_Task objective_
Go over the entries below line by line, copying each one that contains the word "this".

_Records supplied_
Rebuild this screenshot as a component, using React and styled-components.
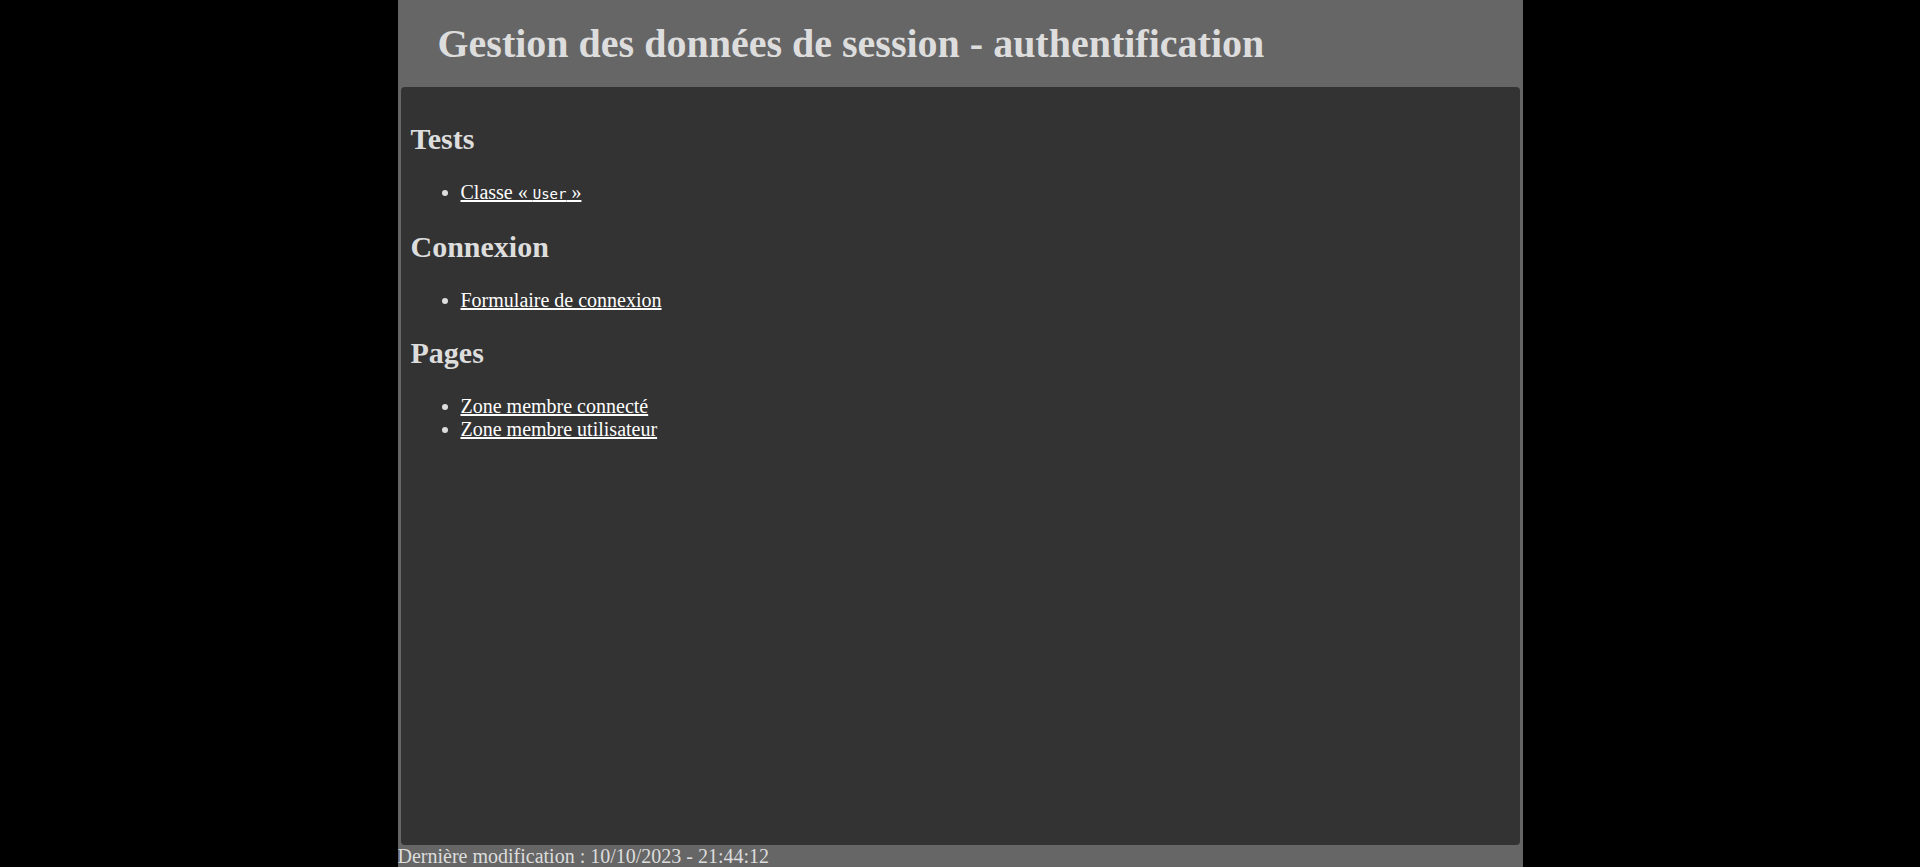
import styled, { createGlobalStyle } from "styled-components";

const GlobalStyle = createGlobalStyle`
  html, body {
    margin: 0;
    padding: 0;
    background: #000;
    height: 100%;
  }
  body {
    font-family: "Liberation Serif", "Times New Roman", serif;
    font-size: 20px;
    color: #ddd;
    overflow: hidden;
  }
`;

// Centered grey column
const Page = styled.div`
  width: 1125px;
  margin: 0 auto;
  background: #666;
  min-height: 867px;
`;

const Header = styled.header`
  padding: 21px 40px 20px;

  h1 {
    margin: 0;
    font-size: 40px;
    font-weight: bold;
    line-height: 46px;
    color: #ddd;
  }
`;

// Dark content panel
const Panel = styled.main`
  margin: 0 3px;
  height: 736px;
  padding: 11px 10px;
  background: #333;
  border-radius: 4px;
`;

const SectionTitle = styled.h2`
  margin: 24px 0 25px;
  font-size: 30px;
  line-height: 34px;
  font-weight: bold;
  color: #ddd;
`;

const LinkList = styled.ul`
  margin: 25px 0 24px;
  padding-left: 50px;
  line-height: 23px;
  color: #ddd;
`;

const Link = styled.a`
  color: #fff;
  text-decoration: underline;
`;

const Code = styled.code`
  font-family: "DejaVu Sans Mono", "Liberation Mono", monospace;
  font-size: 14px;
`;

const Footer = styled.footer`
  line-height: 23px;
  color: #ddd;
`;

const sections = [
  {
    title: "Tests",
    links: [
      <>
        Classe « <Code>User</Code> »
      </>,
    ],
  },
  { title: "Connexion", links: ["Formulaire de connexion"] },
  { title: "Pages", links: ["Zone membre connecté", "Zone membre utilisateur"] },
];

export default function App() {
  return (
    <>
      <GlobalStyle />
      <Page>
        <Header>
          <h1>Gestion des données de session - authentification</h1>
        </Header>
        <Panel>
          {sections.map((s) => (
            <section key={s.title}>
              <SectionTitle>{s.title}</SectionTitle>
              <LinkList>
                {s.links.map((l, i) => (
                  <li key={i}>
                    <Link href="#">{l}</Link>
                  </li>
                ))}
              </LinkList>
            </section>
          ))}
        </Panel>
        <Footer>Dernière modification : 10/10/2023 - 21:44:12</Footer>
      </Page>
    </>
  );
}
...
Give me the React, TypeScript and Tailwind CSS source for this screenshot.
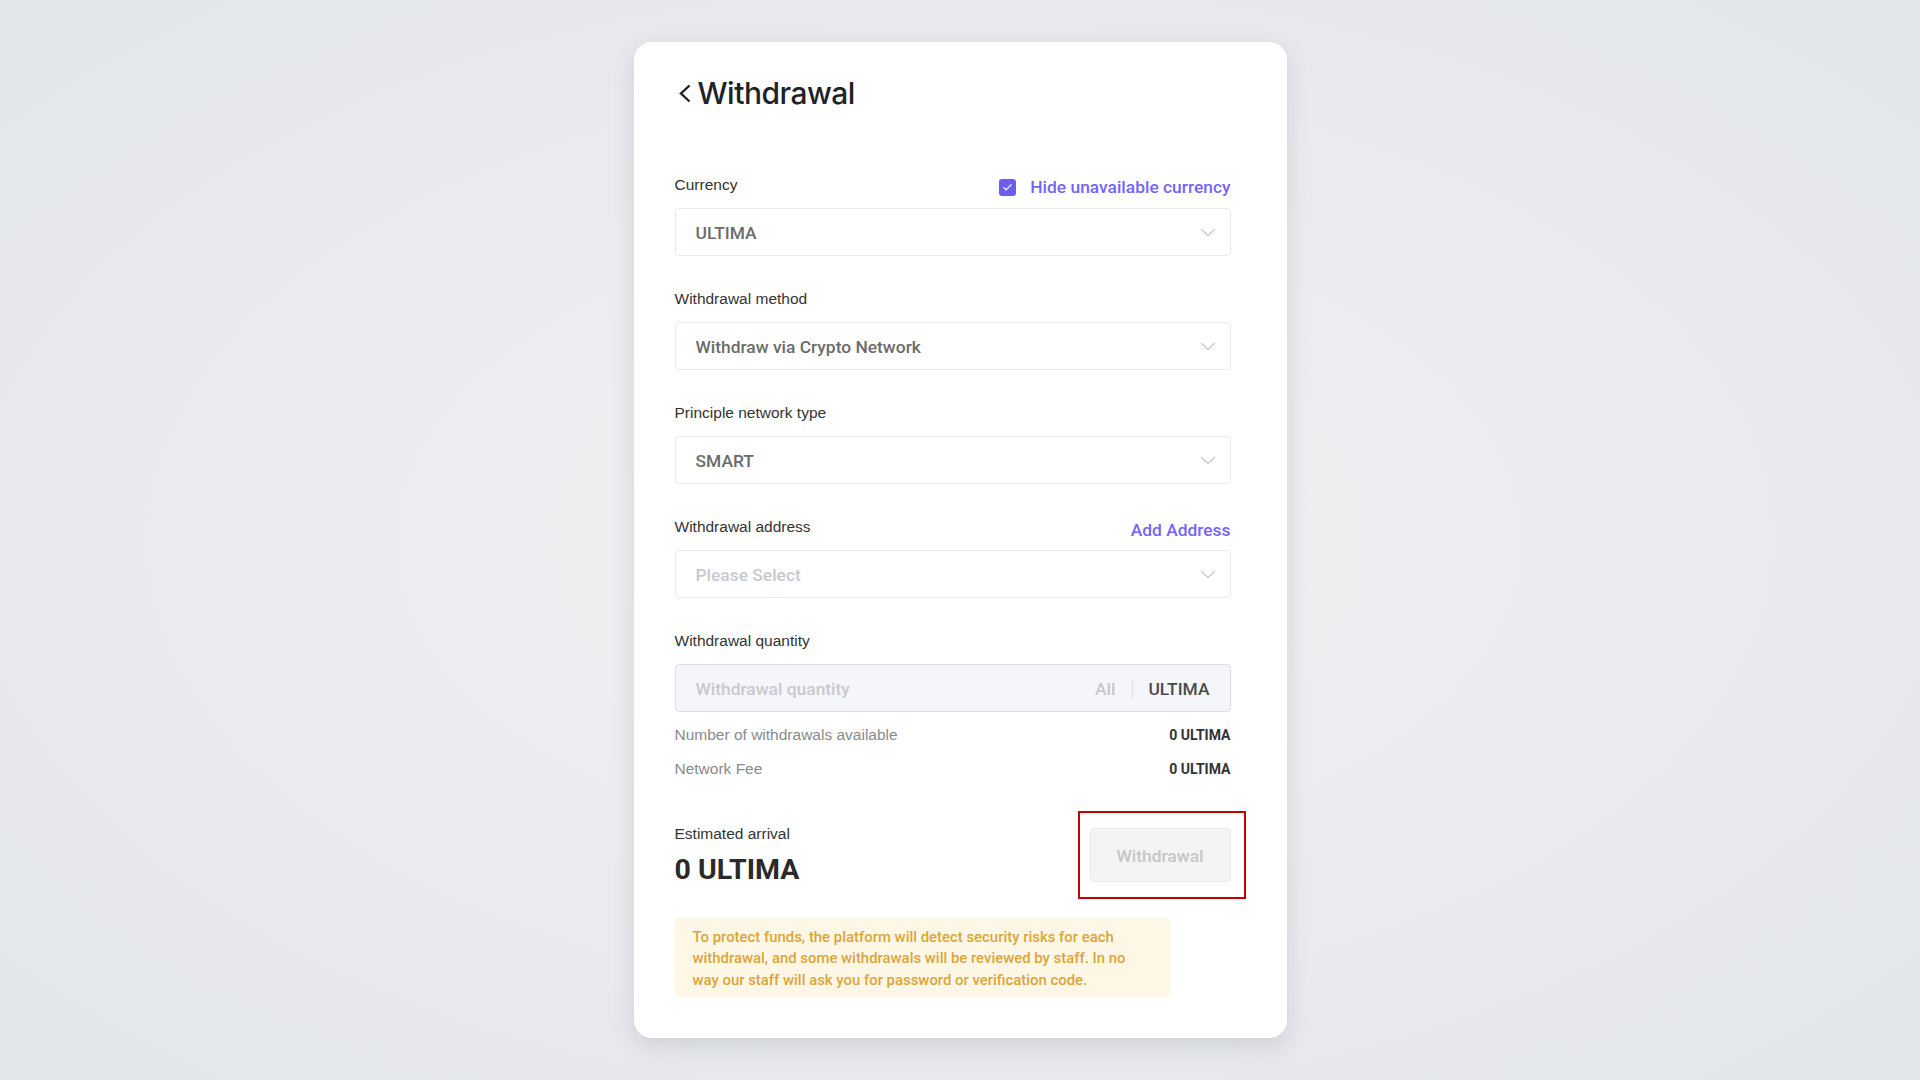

_Correct result_
Rebuild this screenshot as a component, using React and styled-components.
Give me the React, TypeScript and Tailwind CSS source for this screenshot.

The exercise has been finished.